I missed the period when the bulldozers first entered Thu Thiem. I was living close to downtown at the time, and rarely ventured east of the Saigon River. But when I finally caught on to the destruction of a major part of Saigon, I went to explore.
My memory of those 2012 trips to Thu Thiem is vivid, indelibly mixed with visions of rubble. Bulldozers and rubble. But the question that struck me as residents had their houses torn down was not where the people of Thu Thiem would go — some were resettled in temporary accommodation, others took their compensation and moved elsewhere. Rather it was the pagodas. Would they stay? Or would they be sacrificed in the name of progress?

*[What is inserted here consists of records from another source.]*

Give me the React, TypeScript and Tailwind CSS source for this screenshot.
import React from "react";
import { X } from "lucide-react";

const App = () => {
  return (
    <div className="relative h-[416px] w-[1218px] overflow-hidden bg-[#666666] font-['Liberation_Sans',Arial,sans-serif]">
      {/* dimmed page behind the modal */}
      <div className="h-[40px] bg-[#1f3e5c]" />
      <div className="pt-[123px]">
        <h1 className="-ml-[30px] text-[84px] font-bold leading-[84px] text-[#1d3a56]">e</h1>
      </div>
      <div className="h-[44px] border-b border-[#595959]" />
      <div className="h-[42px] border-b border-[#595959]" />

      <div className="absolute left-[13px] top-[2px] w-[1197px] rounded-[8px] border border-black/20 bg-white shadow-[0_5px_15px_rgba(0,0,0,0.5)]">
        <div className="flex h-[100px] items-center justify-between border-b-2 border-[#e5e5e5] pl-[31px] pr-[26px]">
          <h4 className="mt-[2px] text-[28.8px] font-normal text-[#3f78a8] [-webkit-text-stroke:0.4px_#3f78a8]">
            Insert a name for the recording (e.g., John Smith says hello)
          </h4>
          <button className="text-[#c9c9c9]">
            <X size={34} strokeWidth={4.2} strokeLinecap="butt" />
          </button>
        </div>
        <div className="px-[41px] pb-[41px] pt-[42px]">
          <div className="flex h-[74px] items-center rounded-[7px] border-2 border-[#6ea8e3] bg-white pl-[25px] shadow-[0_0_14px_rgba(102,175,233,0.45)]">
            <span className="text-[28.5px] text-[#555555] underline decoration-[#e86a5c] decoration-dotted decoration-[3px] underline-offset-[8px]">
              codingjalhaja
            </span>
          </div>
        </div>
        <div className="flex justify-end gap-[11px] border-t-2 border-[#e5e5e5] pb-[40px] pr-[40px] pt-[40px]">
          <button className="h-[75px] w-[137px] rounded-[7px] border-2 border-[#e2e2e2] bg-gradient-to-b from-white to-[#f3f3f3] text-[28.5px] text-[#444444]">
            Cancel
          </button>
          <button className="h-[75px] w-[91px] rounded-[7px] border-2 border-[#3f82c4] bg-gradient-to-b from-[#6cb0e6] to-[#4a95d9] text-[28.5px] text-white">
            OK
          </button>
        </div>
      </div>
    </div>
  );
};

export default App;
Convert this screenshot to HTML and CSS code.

Progress won. And except for one temple hidden away in the mangroves, and another right opposite the Bitexco Tower, the rest were razed to the ground. Saigon 2.0 was on its way. And to get there, sacrifices — both human and physical — had to be made.
Three Years Later
Yet city-changing projects take time. And in this instance, it meant doing things in stages. Long, drawn-out stages. For two years nothing happened. Thu Thiem became an overgrown wasteland, one that I would drive though almost daily, one that I would come to love. It was wild, unkempt and untouched. It was my secret garden, a place to find solitude in a city that offered none.
Then in mid-2014 the wastelands were once again given a purpose. The developers moved in, tearing away the rubble, the undergrowth and the wetlands. For a second time I came out with my camera to document the area.
This time I went to catch change. Before, after and somewhere in between. It’s an ongoing project, something I feel lucky to witness. Never before have I seen a city so utterly destroyed and then rebuilt. I will probably never see it again. But what I love most is what came in between.